Of course, I cannot speak for the motivations of each person there, nor, obviously, does the sexuality define the whole experience. People come to this minyan to feel freer, unfettered by the bounds of shul traditions like the rabbi’s speech, or the prudish divide of wooden boards; free from the glare and stares and questions of adults (“So, you married, going out with anyone, ready to date? What type of person you looking for, modern? OK, but how modern? Do you wear pants, yes, but would you ever wear skirts?” Or the kiss of death, “One day, with God’s help, by you…” or, “Do you know my grandson/daughter?”) and they come to feel uplifted, moved, empowered by the warmth of the sonic womb of harmonic, emotional singing, led by an attractive cantor with a soothing, flirtatious voice. None of these aspects clash with the more club style feel to the whole service; they cohere into a balanced whole.
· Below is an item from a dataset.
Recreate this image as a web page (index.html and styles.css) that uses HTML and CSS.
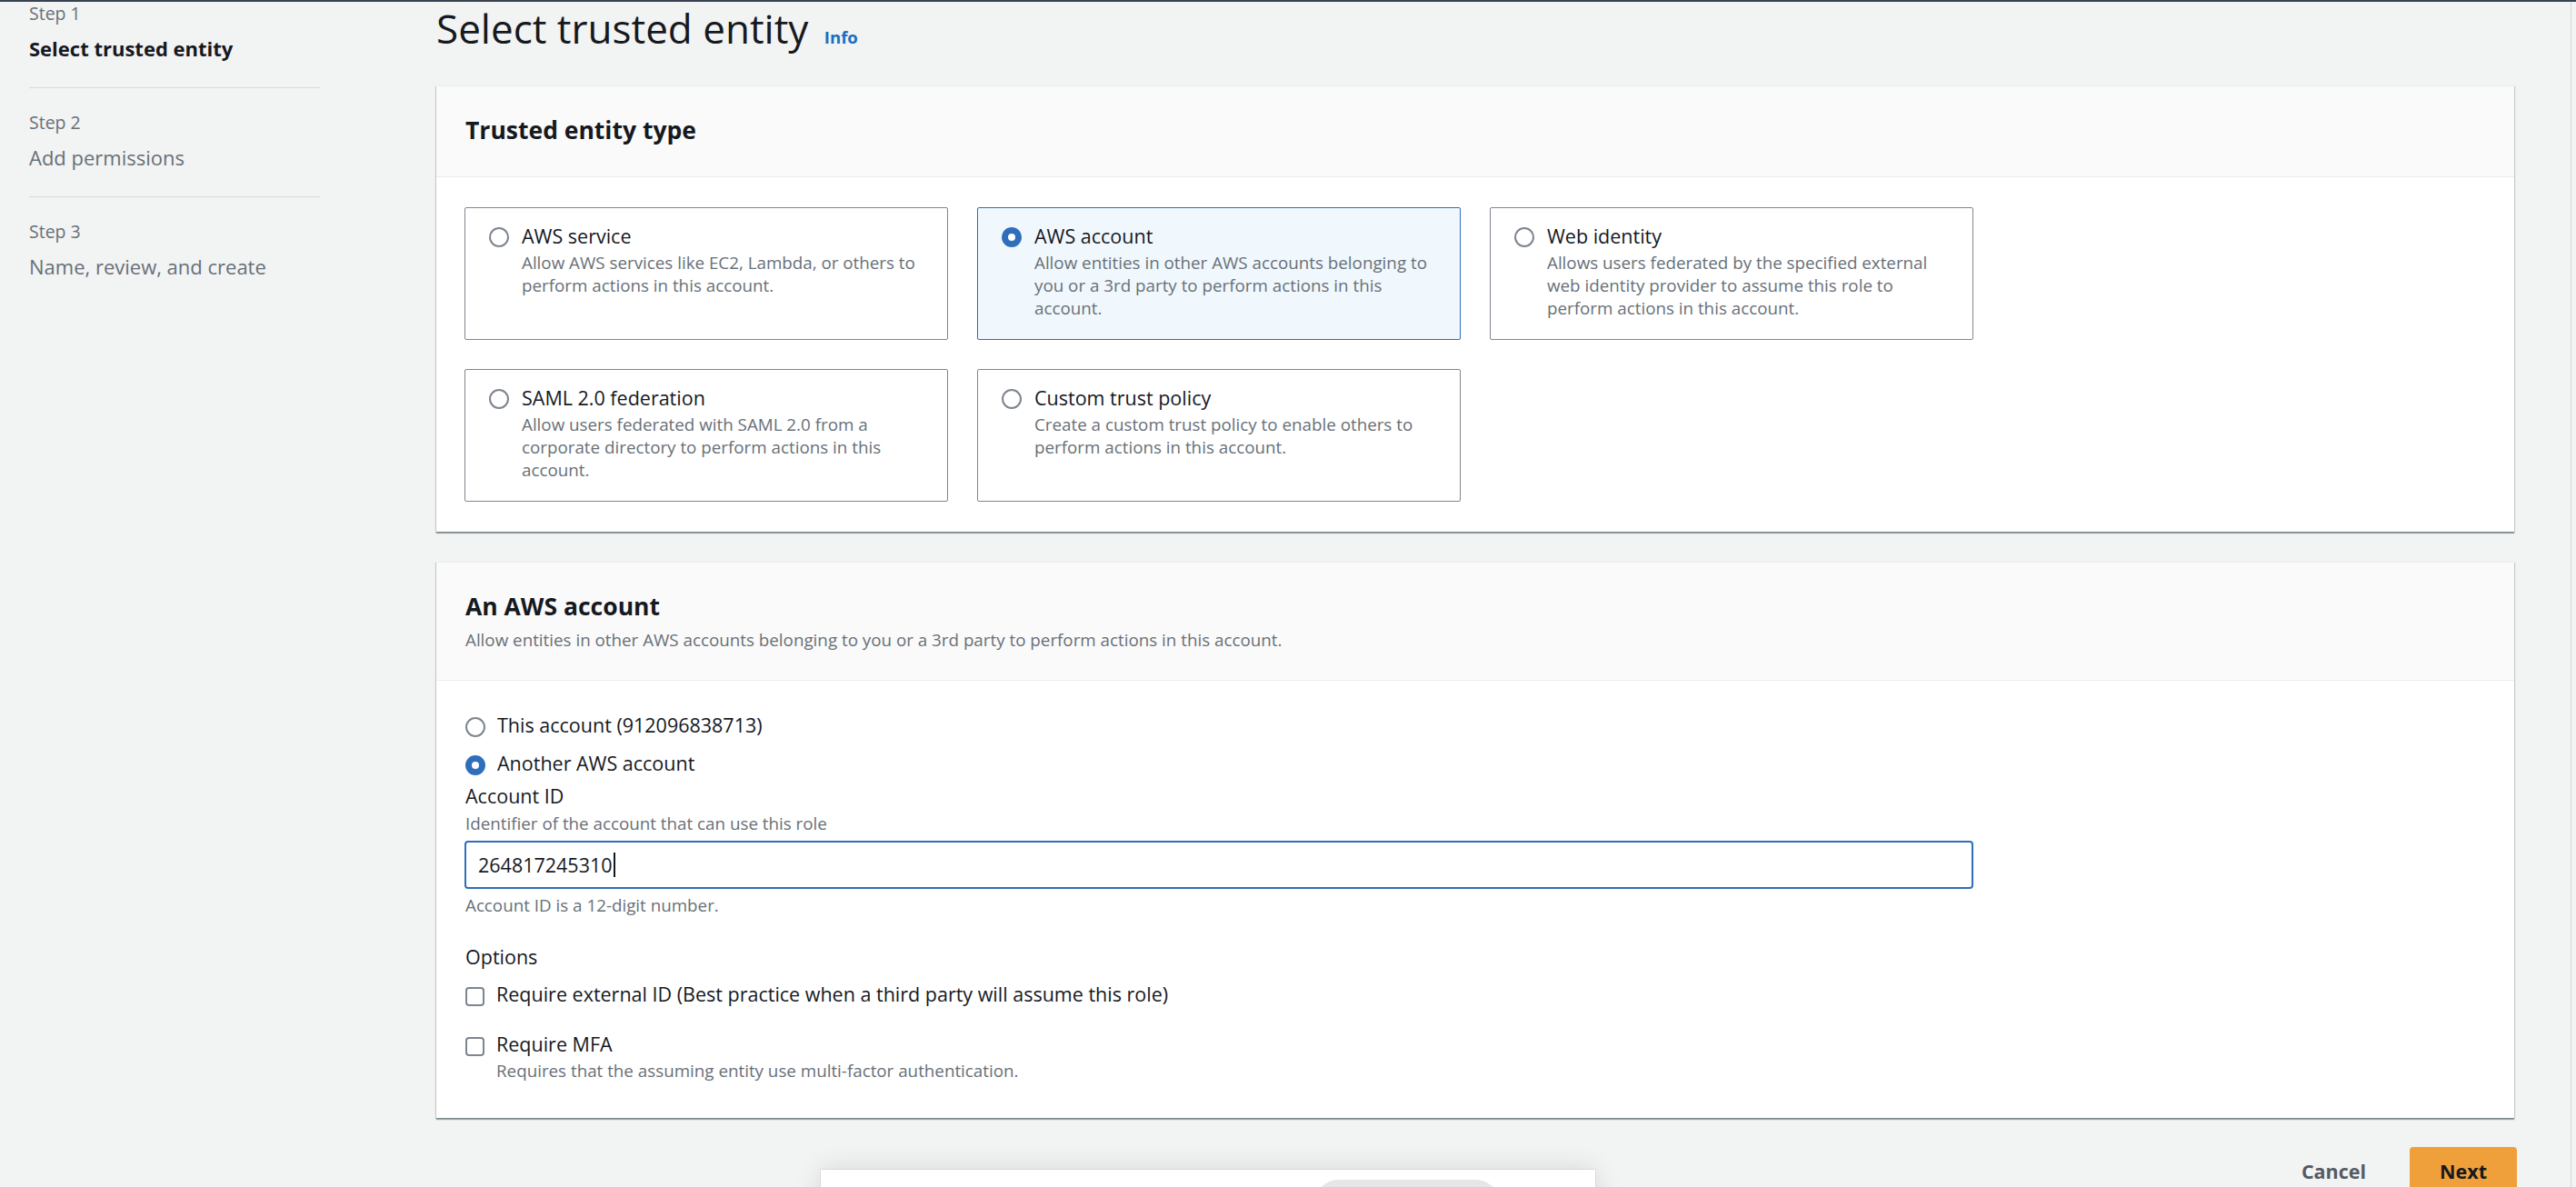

Overall, despite my purposeful focus of the sexuality of the service, what stays with me is the strong desire on the part of such a devoted group of young adults, looking to create their own warm community, full of care, devotion, and kindness. In my search for the prayer services of my age, experiencing a service run completely by my peers, especially an uplifting minyan, softened my hardened heart. We are young, good (looking) people, still attached, still searching, and if we find a date, spirituality, and a bit of a party along the way, who can feel begrudged by our playfulness?